Something Feast has that NYT Cooking strangely lacks is a dietary code on each recipe, for example, VG for vegan and DF for dairy free. While you can apply these filters in NYT Cooking, it is surprising that they don’t provide them upfront on each recipe. You can also save your dietary preferences in Feast, making it easier to search for meals that meet your particular needs. A really useful feature is the cups calculator, which enables you to get the equivalent cup measurement in grams of almost any ingredient (the list is extensive). Similarly, the clever inclusion of a UK to US food dictionary makes the app more appealing to the UK’s transatlantic audience. Not only does it include simple translations, like garbanzo beans for chickpeas, but goes into great detail about certain ingredients that are more complex, like the different fat content of UK and US creams, or advice on how to source the most sustainable seafood in your region.

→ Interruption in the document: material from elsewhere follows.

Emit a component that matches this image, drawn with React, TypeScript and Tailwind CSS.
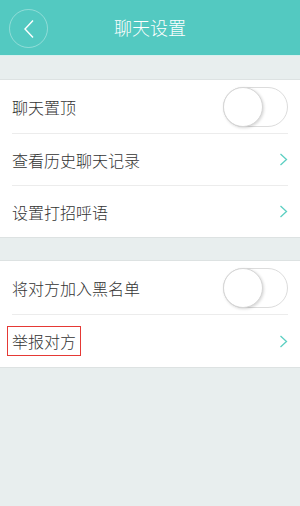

By comparison, NYT Cooking provides nutritional information - lacking in Feast - and a useful ingredient substitution guide. Their filter options are fewer, but this has the advantage of being less daunting. Their selection of diets though is more comprehensive, and includes options like nut-free, high fibre, and Halal and Kosher, but as noted, this information is not marked on the recipes themselves. I do like the ‘Recently viewed’ tile on the NYT Cooking homepage, really handy if you want to return to something later.
I’m yet to receive my first newsletter from Feast, but if it’s as well-written as the ones from NYT Cooking, I have a definite contender on my hands. I won’t be paying for two cooking apps, and at this stage, it’s starting to look like Feast might have the upper hand. Its search capability is exciting, it’s simple to use and it looks sharper, too. Might be nice for a change anyway, though I should probably actually cook something from NYT Cooking before I end my subscription. That Hot Honey Chicken from the other day looked good…
P.S. Food Stories are currently on hold. They will return as soon as possible.